Moved to Help by a Devastating Loss

Aidan Silva loved soccer, basketball, baseball, and his younger brother, Devin. On a sunny afternoon over Labor Day weekend in 2010, Aidan collapsed without warning and died. He was seven years old.

The cause was determined to be sudden cardiac arrest, a condition where the heart malfunctions and stops beating abruptly. More than 356,000 Americans of all ages experienced sudden cardiac arrest in 2022, and nearly 90 percent of them died, according to the American Heart Association (AHA).

Chester County Hospital and Aidan's Heart Foundation are helping to raise awareness of sudden cardiac arrest by conducting heart screenings and CPR and automated external defibrillator training throughout the region.

On a Thursday evening last June – which would have been the month Aidan graduated from high school – Chester County Hospital partnered with the foundation to host two free, hands-only CPR and AED training sessions at the Marsh Creek Sixth Grade Center in Downingtown, PA. (These were not certification courses.) In all, 118 people attended.

Ahead of the sessions, Michele Francis, MS, RD, CDCES, LDN, Director of Community Health and Wellness for the hospital, said, "This event is to help people be educated and unafraid. Instead, they can be empowered to respond."

With sudden cardiac arrest, seconds matter. According to AHA data, bystanders initiated CPR in nearly 41 percent of cases, and about six percent used an AED.

Last June's training sessions, which took place during National CPR and AED Awareness Week, represented the first time the hospital and Aidan’s Heart Foundation collaborated. 

"Some of our hospital’s staff had volunteered with the foundation, so we just started a dialogue with them," Francis explains.

The sessions were led by CPR-certified youth instructors, with support from other volunteers, including the hospital’s staff and other community members. Marshall-Silva reportedly contacted three local high school students – Maycie Kulp, Bailey Mullen, and Anna Powers – to ask if they could recruit instructors for the event. Within three days, they’d signed up more than 50 high school students, all certified in CPR and trained in administering an AED.

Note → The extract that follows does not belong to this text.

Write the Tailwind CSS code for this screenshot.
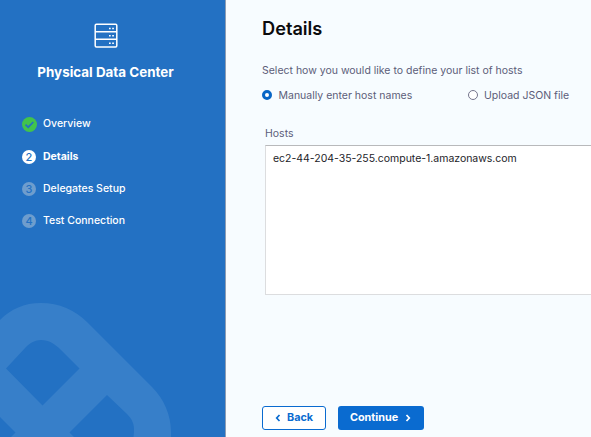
<!DOCTYPE html>
<html lang="en">
<head>
<meta charset="utf-8">
<title>Physical Data Center</title>
<script src="https://cdn.jsdelivr.net/npm/@tailwindcss/browser@4"></script>
</head>
<body class="flex h-[437px] w-[591px] overflow-hidden bg-[#f7fcff] font-['Inter',sans-serif] text-[10.500px] whitespace-nowrap">
<aside class="relative h-full w-[226px] shrink-0 overflow-hidden border-r border-[#8d9db4] bg-[#2371c3] text-white">
  <svg class="absolute bottom-0 left-0" width="225" height="147" viewBox="0 290 225 147" fill="#377fc9">
    <path fill-rule="evenodd" d="M0 320C11 309 24 303 41 303C59 303 75 310 87 322L152 387C164 399 171 415 171 432V437H133.500L134 432C134.500 424 132 419 127 414L107 395L69.500 432.500L74 437H11L15.500 432.500L0 417ZM6 368.500L42.500 405.500L79.500 368.500L61 350C55 344 49 340 41 340C35 340 30 343 26 347Z"/>
  </svg>
  <div class="relative flex flex-col items-center pr-[14px] pt-[23px]">
    <svg width="24" height="26" viewBox="0 0 24 26" fill="none" stroke="white" stroke-width="1.500">
      <rect x="1.200" y="1.200" width="21.600" height="22.800" rx="1.200"/>
      <path d="M1.200 8.700H22.800M1.200 16.200H22.800"/>
      <path stroke-width="1.500" stroke-dasharray="1.700 1.500" d="M15 5.400H20.200M15 12.700H20.200M15 20.200H20.200"/>
    </svg>
    <h2 class="mt-[14px] text-[13.400px] leading-[18px] font-bold">Physical Data Center</h2>
  </div>
  <ol class="relative mt-9 pl-[22px] font-medium">
    <li class="flex h-[33px] items-start">
      <svg width="15" height="15" viewBox="0 0 15 15"><circle cx="7.500" cy="7.500" r="7.500" fill="#42c34b"/><path d="M3.500 7.700L6.200 10.200L11.300 5" fill="none" stroke="#2371c3" stroke-width="1.700"/></svg>
      <span class="ml-[6px] leading-[14px]">Overview</span>
    </li>
    <li class="flex h-8 items-start font-bold">
      <span class="flex size-[14px] items-center justify-center rounded-full bg-white text-[11px] font-medium text-[#2371c3]">2</span>
      <span class="ml-[7px] leading-[14px]">Details</span>
    </li>
    <li class="flex h-8 items-start">
      <span class="flex size-[14px] items-center justify-center rounded-full bg-[#6e9dcd] text-[11px] text-[#2371c3]">3</span>
      <span class="ml-[7px] leading-[14px]">Delegates Setup</span>
    </li>
    <li class="flex h-8 items-start">
      <span class="flex size-[14px] items-center justify-center rounded-full bg-[#6e9dcd] text-[11px] text-[#2371c3]">4</span>
      <span class="ml-[7px] leading-[14px]">Test Connection</span>
    </li>
  </ol>
</aside>
<main class="flex-1 overflow-hidden pl-9 text-[#5c5d79]">
  <h1 class="mt-4 text-[18.200px] leading-6 font-semibold text-[#0b0b0d]">Details</h1>
  <p class="mt-6 leading-[14px]">Select how you would like to define your list of hosts</p>
  <div class="mt-[11px] flex h-[14px] items-start leading-[14px]">
    <label class="flex w-[206px] items-start"><span class="mt-px size-[10px] rounded-full border-[3px] border-[#0866c6] bg-white"></span><span class="ml-[6.500px]">Manually enter host names</span></label>
    <label class="flex items-start"><span class="mt-px size-[10px] rounded-full border-[1.500px] border-[#74758d] bg-white"></span><span class="ml-[6px]">Upload JSON file</span></label>
  </div>
  <div class="ml-[3px] mt-6">
    <label class="block leading-[14px]">Hosts</label>
    <div class="mt-1 h-[150px] border border-r-0 border-[#dcdddf] border-t-[#b8b9bb] bg-white pl-[7px] pt-[6px] leading-[14px] tracking-[-0.020px] text-[#1c1c28]">ec2-44-204-35-255.compute-1.amazonaws.com</div>
  </div>
  <div class="mt-[111px] flex gap-3 text-[10.800px] font-bold leading-[14px]">
    <button class="flex h-6 w-16 items-center rounded-[3px] border border-[#0a6bd0] bg-white pb-px pl-3 text-[#0a6bd0]"><svg class="mt-px" width="6" height="8" viewBox="0 0 6 8" fill="none" stroke="currentColor" stroke-width="1.700"><path d="M4.500 1L1.700 4L4.500 7"/></svg><span class="ml-[6px]">Back</span></button>
    <button class="flex h-6 w-[86px] items-center rounded-[3px] bg-[#0a6bd0] pb-px pl-3 text-white"><span>Continue</span><svg class="ml-[7px] mt-px" width="6" height="8" viewBox="0 0 6 8" fill="none" stroke="currentColor" stroke-width="1.700"><path d="M1.500 1L4.300 4L1.500 7"/></svg></button>
  </div>
</main>
</body>
</html>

Most of them were certified (or recertified) at one of the two training sessions held a month earlier, organized and led by Jerry Peters, a director of the Good Fellowship Ambulance & EMS Training Institute in West Chester, PA and a paramedic since 1984. Marshall-Silva said they earned their certification specifically so they could volunteer at the June training sessions.

"Their intention is to pay tribute to their first-grade classmate they lost to sudden cardiac arrest," said Mary Maurer, a Chester County Hospital Emergency Department nurse who volunteers with Aidan's Heart Foundation. "This will be a senior capstone event and will honor Aidan's legacy and Christy’s mission."

Marshall-Silva is especially focused on equipping kids and teens with the skills necessary to respond in an emergency since sudden cardiac arrest is the leading cause of death among teenage athletes, according to the foundation, which has trained more than 8,000 children across the region in how to administer CPR and an AED.

"We like to teach kids these skills because they're not afraid to jump in to help their friend survive a cardiac event," Marshall-Silva said in promoting the training sessions. "We empower them with this knowledge because we know they can do it. It's not rocket science. You just have to be brave enough to take action."


Chester County Hospital and Aidan's Heart Foundation are raising awareness of sudden cardiac arrest by conducting heart screenings and CPR and automated external defibrillator training throughout the region.